The plan outlined a 24-page, 15-point series of proposals totaling more than $2.5 million to address gaps in security and ways to improve student, teacher and community welfare. Proposals include more X-ray scanners and metal detectors, collaboration with the police and fire departments for external reviews, and hiring 24 more mental health professionals to meet the needs of students and teachers.

However, the plan failed to provide what several board members believe are necessary solutions.

“It seems like this presentation is a Band-Aid right after one incident where we made national headlines and we lost two lives,” 2nd District School Board Member Mariah White said. “You were not prepared for this event. You were not ready.”

Ms. White added that the plan outlined so far lacked consideration for mutual aid, ESL students and the local organizations that could collaborate on safety initiatives, with undue focus on less important problems and flawed solutions like metal detectors. She also stressed the need for training among RPS officials for events like the shooting and others.
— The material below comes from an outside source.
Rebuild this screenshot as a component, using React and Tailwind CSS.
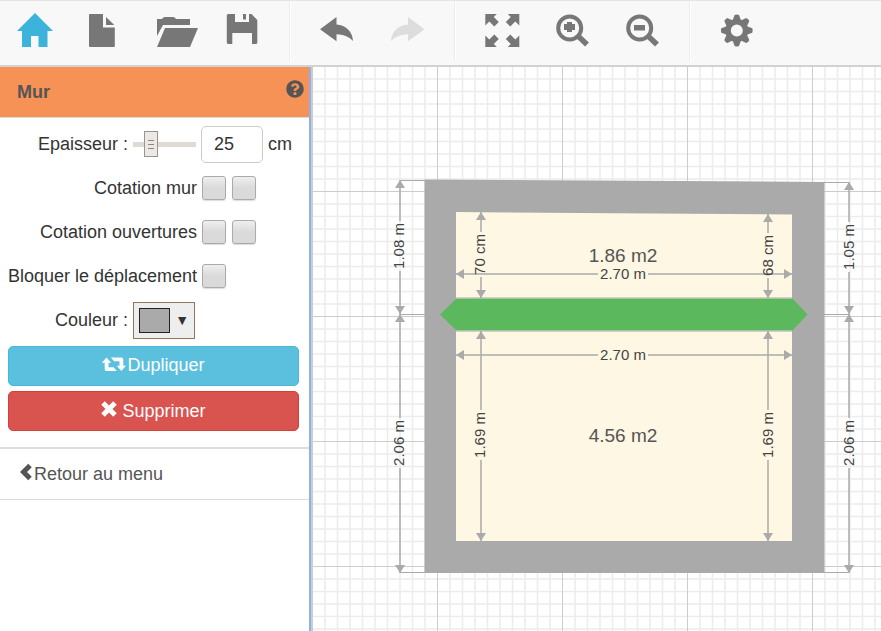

Board Chair Stephanie Rizzi said several of the measures proposed were too punitive for her liking, and risked treating students as potential threats over recognizing their actions as the result of experiencing pain, and providing ways of mitigating this.

“It looks like we’re headed to a dystopian future,” Ms. Rizzi said. “I don’t want to believe that that is where we’re headed. “I would like to know or believe that we can address what is harming our students, why they’re acting out this way, so that we don’t have to have these kinds of things as permanent measures.”

For nearly 40 minutes several opinions were shared among board members about ways to bring students into safety discussions, the value of certain proposals over others not proposed and how much responsibility RPS leadership should be taking on or delegating to ensure the safety of schools.